Most frequently, you read about Big Data in the context of Business Intelligence (BI). The goal of BI is to provide decision makers with the important information they need to make the choices that are inevitable in any organization. In order to achieve this goal, BI needs to gain access to data from a variety of sources within an organization, rationalize the definitions (i.e., make sure that the definition for common terms are the same across the different data sources), and present visualizations of the information to the user.
Based on the previous section, you might see why Big Data and NoSQL are frequently covered together. NoSQL supports large values of semi-structured data, and Big Data produces large volumes of semi-structured information. It seems like they are made for one another. Under the covers, they are. However, to go beyond Table, and Blob Storage, the front for Big Data in Windows Azure is Adobe Hadoop. Or, more accurately, the Azure HDInsight Services.
Relational Data
For the vast majority of developers, relational data is what immediately springs to mind when the term Data is mentioned. But since relational data has been intertwined with computers since the early in the history of computer programming, this shouldn’t be surprising.
With Windows Azure, there are two areas where relational data can live. First there are Window Azure Virtual Machines (Azure VMs), which are easy to create and can contain almost any database that you can imagine. Second, there are Windows SQL Azure databases. How you can configure, access and synchronize data with both of these modes are covered in detail in the book.
Messaging
Messaging, message queues, and service bus have a long and occasionally maligned history. The concept behind messages and message queues are quite old (in technology terms) and, when used appropriately, are incredibly useful for implementing certain application patterns. In fact, many developers take advantage of the message pattern when they use seemingly non-messaging related technologies such as Windows Communication Foundation (WCF). If you look under the covers of guaranteed, in-order delivery using protocols, which don’t support such functionality (cough…HTTP…cough), you will see a messaging structure being used extensively.

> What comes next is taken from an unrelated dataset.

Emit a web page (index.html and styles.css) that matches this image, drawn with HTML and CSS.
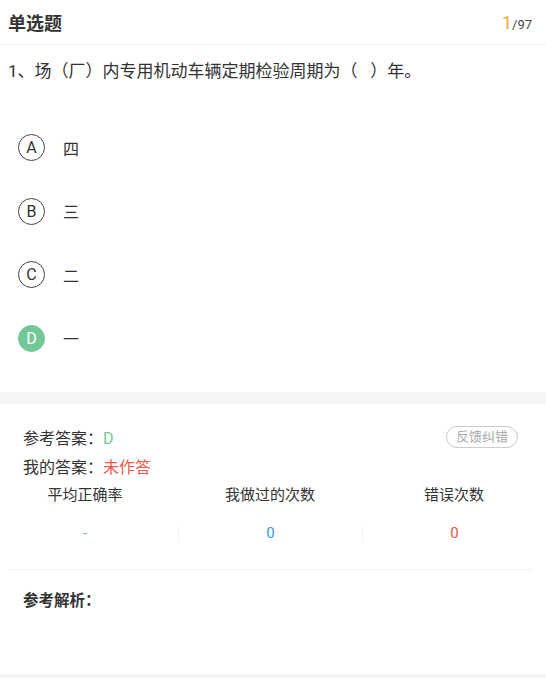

In Windows Azure, basic queuing functionality is offered through Queue Storage. It feels a little odd to think of a message queue as a storage medium, yet ultimately that’s what it is. An application creates a message and posts it to the appropriate queue. That message sits there (that is to say, is stored) until a second application decides to remove it from the queue. So, unlike the data in a relational database, which is stored for long periods of time, Queue Storage is much more transient. But it still fits into the category of storage.
Windows Azure Service Bus is conceptually just an extension of Queue Storage. Messages are posted to and popped from the Service Bus. However, it also provides the ability for messages to pass between different networks, through firewalls, and even across corporate boundaries. Additionally, there is no requirement to open up an endpoint on either side of the communications channel that would expose the participant to external attacks.
Summary
It should be apparent even from just these sections that the level of integration between Azure and the various tools (both for developers and administrators) is quite high. This may not seem like a big deal, but anything that can improve your productivity is important. And deep integration definitely fits into that category. Second, the features in Azure are priced to let you plan with them at low or no cost. Most features have a long-enough trial period so that you can feel comfortable with the capabilities. Even after the trial, Azure bills based on usage, which means you would only be paying for what you use.
The goal of the book is to provide you with more details about the technologies introduced in this chapter. While the smallest detail of every technology is not covered, there is more than enough information for you to get started on the projects that you need to determine Azure’s viability in your environment.